Report the number of lines where the string "React" occurs, and write nothing else.
>>>
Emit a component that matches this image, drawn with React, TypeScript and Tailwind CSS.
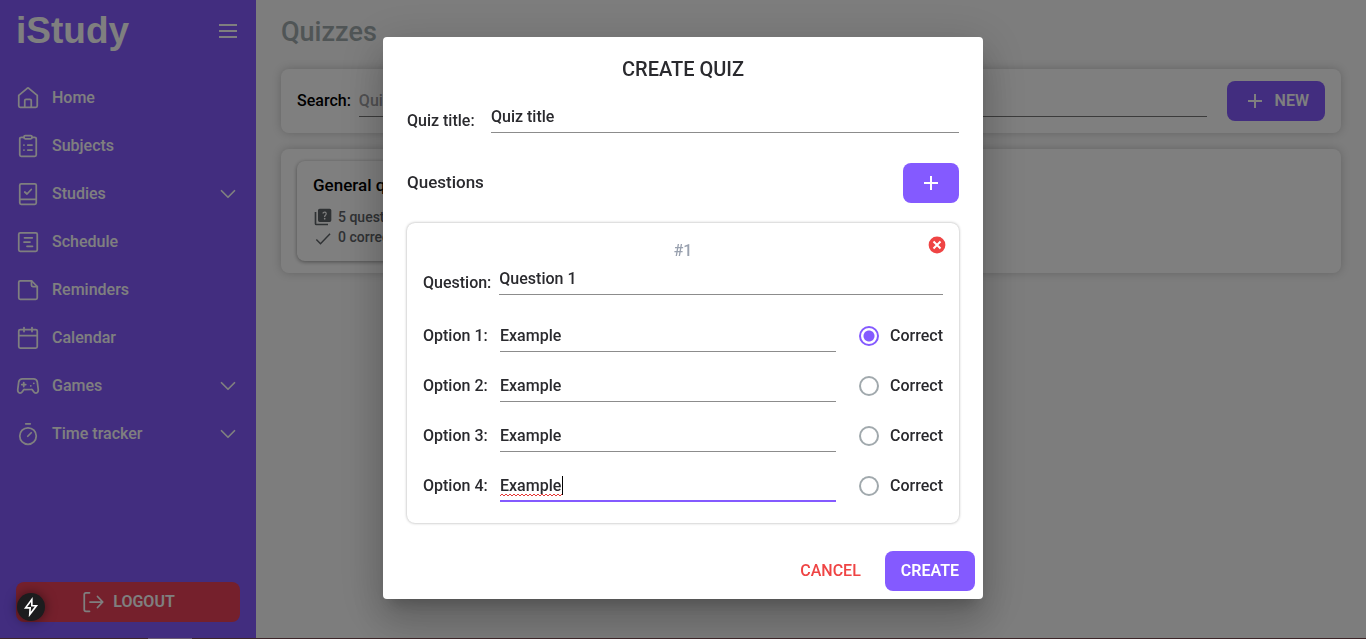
import React, { useState } from 'react';

type IconProps = { className?: string };

const Svg = ({ className = 'size-6', children }: React.PropsWithChildren<IconProps>) => (
  <svg
    viewBox="0 0 24 24"
    className={className}
    fill="none"
    stroke="currentColor"
    strokeWidth="1.75"
    strokeLinecap="round"
    strokeLinejoin="round"
    aria-hidden="true"
  >
    {children}
  </svg>
);

const icons = {
  home: (
    <Svg>
      <path d="M2.75 9.4 11.2 2.3a1.3 1.3 0 0 1 1.6 0l8.45 7.1v10.35a1.5 1.5 0 0 1-1.5 1.5H4.25a1.5 1.5 0 0 1-1.5-1.5Z" />
      <path d="M8.75 21v-6.5a1.25 1.25 0 0 1 1.25-1.25h4a1.25 1.25 0 0 1 1.25 1.25V21" />
    </Svg>
  ),
  clipboard: (
    <Svg>
      <path d="M8 3.25H5.25a1.5 1.5 0 0 0-1.5 1.5v16a1.5 1.5 0 0 0 1.5 1.5h13.5a1.5 1.5 0 0 0 1.5-1.5v-16a1.5 1.5 0 0 0-1.5-1.5H16" />
      <path d="M9.25 1.5h5.5A1.25 1.25 0 0 1 16 2.75v.75a1.25 1.25 0 0 1-1.25 1.25h-5.5A1.25 1.25 0 0 1 8 3.5v-.75A1.25 1.25 0 0 1 9.25 1.5Z" />
      <path d="M11.75 11H16M11.75 16H16M7.9 11h.1M7.9 16h.1" />
    </Svg>
  ),
  book: (
    <Svg>
      <path d="M5.25 1.75h13.5a1.5 1.5 0 0 1 1.5 1.5v17.5a1.5 1.5 0 0 1-1.5 1.5H5.25a1.5 1.5 0 0 1-1.5-1.5V3.25a1.5 1.5 0 0 1 1.5-1.5Z" />
      <path d="M4 17.25h16M8.75 10l2.25 2 4.25-4.5" />
    </Svg>
  ),
  schedule: (
    <Svg>
      <rect x="2.75" y="2.75" width="18.5" height="18.5" rx="1.5" />
      <path d="M8.5 7.75h7.75M8 12h6M11 16.25h5.5" />
    </Svg>
  ),
  note: (
    <Svg>
      <path d="M15.5 2.75H4.25a1.5 1.5 0 0 0-1.5 1.5v15.5a1.5 1.5 0 0 0 1.5 1.5h15.5a1.5 1.5 0 0 0 1.5-1.5V8.5Z" />
      <path d="M15.5 2.75v4.5a1.25 1.25 0 0 0 1.25 1.25h4.5" />
    </Svg>
  ),
  calendar: (
    <Svg>
      <rect x="2.75" y="3.5" width="18.5" height="18.5" rx="1.5" />
      <path d="M3 9.5h18M8 1.5v4M16 1.5v4" />
    </Svg>
  ),
  gamepad: (
    <Svg>
      <path d="M6.5 4.75h11c2 0 3.3 1 3.75 3l1 7.75c.2 2-.8 3.5-2.25 3.5-1.2 0-1.9-.7-2.5-1.6l-.8-1.2a1.7 1.7 0 0 0-1.4-.7H8.7a1.7 1.7 0 0 0-1.4.7l-.8 1.2c-.6.9-1.3 1.6-2.5 1.6-1.45 0-2.45-1.5-2.25-3.5l1-7.75c.45-2 1.75-3 3.75-3Z" />
      <path d="M7.75 8.5v4M5.75 10.5h4M14.75 11.75h.1M17.75 9.25h.1" />
    </Svg>
  ),
  timer: (
    <Svg>
      <circle cx="12" cy="14" r="8.25" />
      <path d="m11.75 14.25 3.5-3.5M9.75 1.75h4.5" />
    </Svg>
  ),
};

const ChevronDown = () => (
  <Svg className="size-6">
    <path d="m5.5 8.75 6.5 6.5 6.5-6.5" />
  </Svg>
);

const Plus = () => (
  <Svg className="size-6">
    <path d="M12 5v14M5 12h14" strokeWidth="2" strokeLinecap="butt" />
  </Svg>
);

const navItems: { label: string; icon: React.ReactNode; expandable?: boolean }[] = [
  { label: 'Home', icon: icons.home },
  { label: 'Subjects', icon: icons.clipboard },
  { label: 'Studies', icon: icons.book, expandable: true },
  { label: 'Schedule', icon: icons.schedule },
  { label: 'Reminders', icon: icons.note },
  { label: 'Calendar', icon: icons.calendar },
  { label: 'Games', icon: icons.gamepad, expandable: true },
  { label: 'Time tracker', icon: icons.timer, expandable: true },
];

function Sidebar() {
  return (
    <aside className="flex w-64 shrink-0 flex-col bg-[#845aff] text-white">
      <header className="flex h-[62px] items-center justify-between px-4">
        <span className="font-['Liberation_Sans',sans-serif] text-[37px] font-bold">iStudy</span>
        <button type="button" aria-label="Toggle menu">
          <Svg className="size-6">
            <path d="M3 6h18M3 12h18M3 18h18" strokeWidth="2" strokeLinecap="butt" />
          </Svg>
        </button>
      </header>
      <nav className="flex flex-col pt-3">
        {navItems.map((item) => (
          <a key={item.label} href="#" className="flex h-12 items-center gap-3 px-4">
            {item.icon}
            <span className="grow">{item.label}</span>
            {item.expandable && <ChevronDown />}
          </a>
        ))}
      </nav>
      <div className="mt-auto px-4 pb-[17px]">
        <button
          type="button"
          className="flex h-10 w-full items-center justify-center gap-2 rounded-lg bg-[#ea4058] font-semibold"
        >
          <Svg className="size-6">
            <path d="M8.5 2.75H5a1.75 1.75 0 0 0-1.75 1.75v15A1.75 1.75 0 0 0 5 21.25h3.5M9 12h12.25M16.5 6.5l5.25 5.5-5.25 5.5" />
          </Svg>
          LOGOUT
        </button>
      </div>
    </aside>
  );
}

const panel = 'rounded-lg bg-white shadow-[0_0_10px_rgba(0,0,0,0.2)]';

function QuizzesPage() {
  return (
    <main className="min-w-0 grow bg-[#fafafa] px-[25px] pt-3">
      <h1 className="text-[27px] leading-10 font-medium text-[#a0abad]">Quizzes</h1>
      <section className={`${panel} mt-[17px] flex h-16 items-center px-4`}>
        <label htmlFor="search" className="mr-2">
          Search:
        </label>
        <input
          id="search"
          placeholder="Quiz title"
          className="mr-5 h-8 min-w-0 grow border-b border-[#777] bg-transparent outline-none placeholder:text-[#a0a0a4]"
        />
        <button
          type="button"
          className="flex h-10 items-center gap-2 rounded-lg bg-[#845aff] px-4 font-semibold text-white"
        >
          <Plus />
          NEW
        </button>
      </section>
      <section className={`${panel} mt-4 h-[124px] px-4 py-3`}>
        <article className="h-[100px] w-72 rounded-lg bg-white px-4 py-3 shadow-[0_1px_4px_rgba(0,0,0,0.4)]">
          <h2 className="text-[17px] leading-6">General quiz</h2>
          <p className="mt-[10px] flex h-5 items-center gap-[5px] text-sm text-[#5f6468]">
            <svg viewBox="0 0 24 24" className="size-5" fill="currentColor" aria-hidden="true">
              <path d="M4 6H2v14a2 2 0 0 0 2 2h14v-2H4V6Zm16-4H8a2 2 0 0 0-2 2v12a2 2 0 0 0 2 2h12a2 2 0 0 0 2-2V4a2 2 0 0 0-2-2Zm-5.99 13a1 1 0 1 1 0-2 1 1 0 0 1 0 2Zm2.1-5.32c-.74 1.08-1.43 1.42-1.43 2.32h-1.5c0-1.6.8-2.1 1.63-3 .73-.78.35-2.07-.8-2.07-.9 0-1.3.65-1.46 1.15l-1.37-.58C11.6 6.3 12.7 5.4 14 5.4c2.4 0 3.1 2.4 2.11 4.28Z" />
            </svg>
            5 questions
          </p>
          <p className="flex h-5 items-center gap-[5px] text-sm text-[#5f6468]">
            <svg
              viewBox="0 0 24 24"
              className="size-5"
              fill="none"
              stroke="currentColor"
              strokeWidth="1.75"
              aria-hidden="true"
            >
              <path d="m4 15 5 5L20.5 8" />
            </svg>
            0 correct
          </p>
        </article>
      </section>
    </main>
  );
}

function CreateQuizDialog() {
  const [correct, setCorrect] = useState(1);
  const field = 'min-w-0 grow bg-transparent outline-none';

  return (
    <div
      role="dialog"
      aria-labelledby="dialog-title"
      className="flex w-[600px] flex-col rounded-sm bg-white text-[#2a2a2e] shadow-[0_11px_15px_-7px_rgba(0,0,0,0.2),0_24px_38px_3px_rgba(0,0,0,0.14),0_9px_46px_8px_rgba(0,0,0,0.12)]"
    >
      <h2 id="dialog-title" className="pt-4 text-center text-xl leading-8">
        CREATE QUIZ
      </h2>
      <div className="px-6 pt-4">
        <div className="flex h-8 items-start">
          <label htmlFor="title" className="w-[84px] pt-2 leading-6">
            Quiz title:
          </label>
          <input id="title" defaultValue="Quiz title" className={`${field} h-8 border-b border-[#8c8c8c]`} />
        </div>
        <div className="mt-[30px] flex h-10 items-center justify-between">
          <h3 className="text-[17px]">Questions</h3>
          <button
            type="button"
            aria-label="Add question"
            className="flex h-10 w-14 items-center justify-center rounded-lg bg-[#845aff] text-white"
          >
            <Plus />
          </button>
        </div>
        <section className="relative mt-5 h-[300px] rounded-lg px-4 pt-4 shadow-[0_0_3px_rgba(0,0,0,0.35)]">
          <button type="button" aria-label="Remove question" className="absolute top-3 right-3 size-5">
            <svg viewBox="0 0 20 20" className="size-5" aria-hidden="true">
              <circle cx="10" cy="10" r="8.4" fill="#ef4444" />
              <path d="m6.5 6.5 7 7m0-7-7 7" stroke="#fff" strokeWidth="2" />
            </svg>
          </button>
          <p className="text-center leading-6 text-gray-400">#1</p>
          <div className="flex h-8 items-start">
            <label htmlFor="question" className="mr-2 pt-2 leading-6">
              Question:
            </label>
            <input id="question" defaultValue="Question 1" className={`${field} h-8 border-b border-[#8c8c8c]`} />
          </div>
          <div className="flex flex-col pt-4">
            {[1, 2, 3, 4].map((n) => (
              <div key={n} className="flex h-[50px] items-center">
                <label htmlFor={`option-${n}`} className="w-[77px]">
                  Option {n}:
                </label>
                {n === 4 ? (
                  <span className="relative flex grow">
                    <input
                      id={`option-${n}`}
                      defaultValue="Example"
                      className={`${field} h-8 border-b-2 border-[#845aff]`}
                    />
                    <svg
                      aria-hidden="true"
                      className="pointer-events-none absolute top-[23px] left-0 h-1 w-[62px]"
                      fill="none"
                      stroke="#e53935"
                    >
                      <path d="M0 3l2-2 2 2 2-2 2 2 2-2 2 2 2-2 2 2 2-2 2 2 2-2 2 2 2-2 2 2 2-2 2 2 2-2 2 2 2-2 2 2 2-2 2 2 2-2 2 2 2-2 2 2 2-2 2 2 2-2 2 2 2-2" />
                    </svg>
                    <span
                      aria-hidden="true"
                      className="pointer-events-none absolute top-[6px] left-[62px] h-[19px] w-px bg-black"
                    />
                  </span>
                ) : (
                  <input
                    id={`option-${n}`}
                    defaultValue="Example"
                    className={`${field} h-8 border-b border-[#8c8c8c]`}
                  />
                )}
                <label className="ml-[23px] flex items-center gap-[11px]">
                  <input
                    type="radio"
                    name="correct"
                    checked={correct === n}
                    onChange={() => setCorrect(n)}
                    className="size-5 appearance-none rounded-full border-2 border-[#a1a9ad] checked:border-[#845aff] checked:bg-[radial-gradient(circle,#845aff_5px,transparent_6px)]"
                  />
                  Correct
                </label>
              </div>
            ))}
          </div>
        </section>
      </div>
      <footer className="mt-5 flex justify-end gap-2 p-2">
        <button type="button" className="h-10 px-4 text-[#ef4444]">
          CANCEL
        </button>
        <button type="button" className="h-10 rounded-lg bg-[#845aff] px-4 font-semibold text-white">
          CREATE
        </button>
      </footer>
    </div>
  );
}

export default function App() {
  return (
    <div className="relative flex min-h-screen font-['Roboto',sans-serif] text-base font-medium text-black">
      <Sidebar />
      <QuizzesPage />
      <div className="fixed inset-0 flex items-center justify-center bg-black/50 pb-[3px]">
        <CreateQuizDialog />
      </div>
      <div className="fixed inset-x-0 bottom-0 h-px bg-[#3d2528]">
        <div className="ml-[148px] h-px w-11 bg-[#6b5c70]" />
      </div>
      <button
        type="button"
        aria-label="Developer tools"
        className="fixed bottom-[18px] left-[17px] flex size-7 items-center justify-center rounded-full bg-[#1c1c1e] text-white shadow-[0_0_12px_rgba(0,0,0,0.5)]"
      >
        <Svg className="size-5">
          <path d="M13 3 5.5 13H11l-.5 8 8-10.5H13Z" strokeWidth="2" strokeLinejoin="miter" />
        </Svg>
      </button>
    </div>
  );
}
<<<
- _Answer to this exercise_
4